FluxP[0] = rhol * vnl;
FluxP[1] = rhol * ul * vnl + Pl*nx;
FluxP[2] = rhol * vl * vnl + Pl*ny;
FluxP[3] = rhol * wl * vnl + Pl*nz;
FluxP[4] = rhol * ((GAMMA * Pl / (rhol * (GAMMA-1.0))) + ((ul*ul + vl*vl + wl*wl)/2.0)) * vnl;
}else if ( (fabs(lcellMach+1.0)<EPSILON) || ( (lcellMach+1.0) < 0.0 ) ){
FluxP[0] = FluxP[1] = FluxP[2] = FluxP[3] = FluxP[4] = 0.0;// If flow direction is opposite the Flux + is zero
}else {
double ql = (ul*ul + vl*vl + wl*wl);// how did this come
FluxP[0] = rhol * lcell_a * (lcellMach+1.0)*(lcellMach+1.0) / 4.0;
FluxP[1] = FluxP[0] * ( ul + (nx*(0.0-vnl + 2.0*lcell_a)/GAMMA) );
FluxP[2] = FluxP[0] * ( vl + (ny*(0.0-vnl + 2.0*lcell_a)/GAMMA) );
FluxP[3] = FluxP[0] * ( wl + (nz*(0.0-vnl + 2.0*lcell_a)/GAMMA) );
FluxP[4] = FluxP[0] * ( ((ql - vnl*vnl)/2.0) + (((GAMMA-1.0)*vnl + 2.0*lcell_a)*((GAMMA-1.0)*vnl + 2.0*lcell_a) / (2.0*(GAMMA*GAMMA-1.0))) );
}
}//end of 1st
#pragma omp single
{//second condition
//cerr<<"Executed thread 1"<<endl;
if ((fabs(rcellMach+1.0)<EPSILON) || ((rcellMach+1.0) < 0.0)) {
FluxM[0] = rhor * vnr;
FluxM[1] = rhor * ur * vnr + Pr*nx;
FluxM[2] = rhor * vr * vnr + Pr*ny;
FluxM[3] = rhor * wr * vnr + Pr*nz;
FluxM[4] = rhor * ((GAMMA * Pr / (rhor * (GAMMA-1.0))) + ((ur*ur + vr*vr + wr*wr)/2.0)) * vnr;
}else if ((fabs(rcellMach-1.0)<EPSILON) || ((rcellMach-1.0) > 0.0)) {
FluxM[0] = FluxM[1] = FluxM[2] = FluxM[3] = FluxM[4] = 0.0;
}else {
tempFlux[0] = rhor * vnr;
tempFlux[1] = rhor * ur * vnr + Pr*nx;
tempFlux[2] = rhor * vr * vnr + Pr*ny;
tempFlux[3] = rhor * wr * vnr + Pr*nz;
tempFlux[4] = rhor * ((GAMMA * Pr / (rhor * (GAMMA-1.0))) + ((ur*ur + vr*vr + wr*wr)/2.0)) * vnr;
double qr = (ur*ur + vr*vr + wr*wr);
tempFluxP[0] = rhor * rcell_a * (rcellMach+1.0)*(rcellMach+1.0) / 4.0;
tempFluxP[1] = tempFluxP[0] * ( ur + (nx*(0.0-vnr + 2.0*rcell_a)/GAMMA) );
tempFluxP[2] = tempFluxP[0] * ( vr + (ny*(0.0-vnr + 2.0*rcell_a)/GAMMA) );
tempFluxP[3] = tempFluxP[0] * ( wr + (nz*(0.0-vnr + 2.0*rcell_a)/GAMMA) );
tempFluxP[4] = tempFluxP[0] * ( ((qr - vnr*vnr)/2.0) + (((GAMMA-1.0)*vnr + 2.0*rcell_a)*((GAMMA-1.0)*vnr + 2.0*rcell_a) / (2.0*(GAMMA*GAMMA-1.0))) );
for (int j=0; j<O; j++) FluxM[j] = tempFlux[j] - tempFluxP[j];
}
}
}//pragma
Urgent help required.
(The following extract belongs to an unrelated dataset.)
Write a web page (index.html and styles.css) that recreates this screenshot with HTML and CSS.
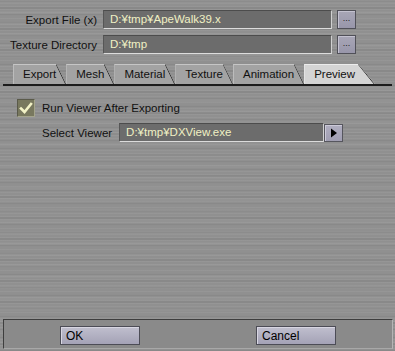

Thanks.
What you need is the sections construct:
#pragma omp parallel sections num_threads(2)
{
#pragma omp section
{
... code that updates FluxP ...
}
#pragma omp section
{
... code that updates FluxM ...
}
}
But your code doesn't seem like it would take much time to do the calculations (no big for loops inside for example) so the overhead that OpenMP will put onto it will most likely be more time consuming than the saving in computation time and hence the parallel version will most likely execute slower than the serial.